Hint: Just like any other numerical problem, you could first note down all the given quantities from the question. We could get the distance of each kid from the centre by taking half of the distance between them. Now, we know that the frictional force will be balanced by the centripetal force. So, you could simply substitute the given values in that expression to get the answer.

Complete step by step solution:
The given information in the question are:
Mass of each kid, m = 15kg
Distance between the points that the kids are holding = 3m
So, the distance from the centre of the rod to the point at which each kid is holding,
$R=\dfrac{3}{2}=1.5m$
The number of revolutions that the rod takes in a minute,
$N=20rev/\min $
The frequency of the rod would be,
$f=\dfrac{20}{60}=\dfrac{1}{3}rev/s$
The angular frequency of the rod would be,
$\omega =2\pi f=2\pi \left( \dfrac{1}{3} \right)$
We are supposed to find the frictional force on each kid using the above given information.
We know that the centripetal force would balance the force of friction. That is,
$F=mr{{\omega }^{2}}$
$\Rightarrow F=15\times 1.5\times {{\left( \dfrac{2\pi }{3} \right)}^{2}}$
$\therefore F=10{{\pi }^{2}}$
Therefore, we found the frictional force on one of the kids to be$10{{\pi }^{2}}$.
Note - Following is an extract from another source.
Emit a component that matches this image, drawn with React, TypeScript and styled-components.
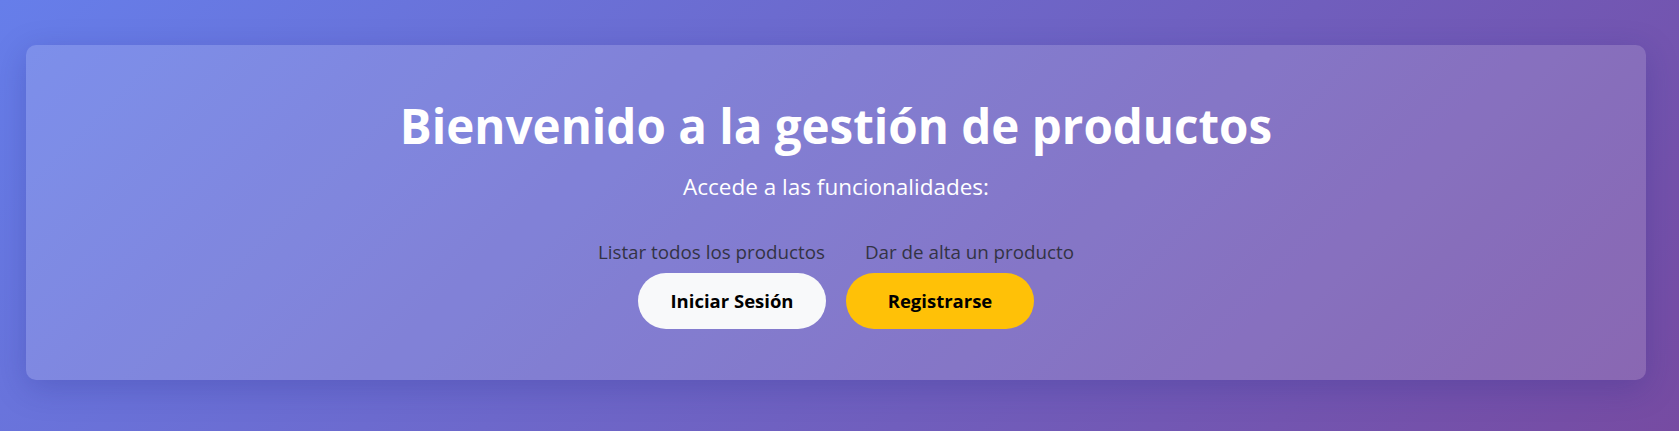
import React from "react";
import styled, { createGlobalStyle } from "styled-components";

const GlobalStyle = createGlobalStyle`
  html, body {
    margin: 0;
    padding: 0;
  }
  body {
    font-family: "Open Sans", "Noto Sans", "Liberation Sans", sans-serif;
    font-variant-ligatures: none;
  }
  * { box-sizing: border-box; }
`;

const Page = styled.div`
  min-height: 100vh;
  height: 431px;
  padding: 45px 33px 51px 26px;
  background: linear-gradient(135deg, #667eea 0%, #764ba2 100%);
`;

const Card = styled.section`
  height: 100%;
  display: flex;
  flex-direction: column;
  align-items: center;
  padding: 52px 20px 0;
  border-radius: 10px;
  background: rgba(255, 255, 255, 0.15);
  box-shadow: 0 8px 32px rgba(31, 38, 135, 0.25);
  text-align: center;
`;

const Title = styled.h1`
  margin: 0;
  font-size: 47.5px;
  line-height: 1.2;
  font-weight: 700;
  color: #ffffff;
`;

const Subtitle = styled.p`
  margin: 16px 0 0;
  font-size: 22.5px;
  line-height: 1.5;
  color: #ffffff;
`;

const LinkRow = styled.nav`
  display: flex;
  gap: 40px;
  margin-top: 34px;
`;

const TextLink = styled.a`
  font-size: 18.8px;
  line-height: 1.5;
  color: #333344;
  text-decoration: none;
  cursor: pointer;
`;

const ButtonRow = styled.div`
  display: flex;
  gap: 20px;
  margin-top: 7px;
`;

const PillButton = styled.button<{ $variant: "light" | "warning" }>`
  width: 188px;
  height: 56px;
  padding: 0;
  border: none;
  border-radius: 28px;
  font-family: inherit;
  font-size: 18.5px;
  font-weight: 700;
  color: #000;
  cursor: pointer;
  background: ${(p) => (p.$variant === "light" ? "#f8f9fa" : "#ffc107")};
`;

export default function App() {
  return (
    <>
      <GlobalStyle />
      <Page>
        <Card>
          <Title>Bienvenido a la gestión de productos</Title>
          <Subtitle>Accede a las funcionalidades:</Subtitle>
          <LinkRow>
            <TextLink>Listar todos los productos</TextLink>
            <TextLink>Dar de alta un producto</TextLink>
          </LinkRow>
          <ButtonRow>
            <PillButton $variant="light">Iniciar Sesión</PillButton>
            <PillButton $variant="warning">Registrarse</PillButton>
          </ButtonRow>
        </Card>
      </Page>
    </>
  );
}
Note: The frequency of the rod is the number of revolutions made by it in each second and thus we have made the calculation accordingly. The concept behind the above solution is that the frictional force that keeps a kid hanging without sliding is equal in magnitude to the centripetal force. As the masses of the kids are the same, each will have the same magnitude of force on them.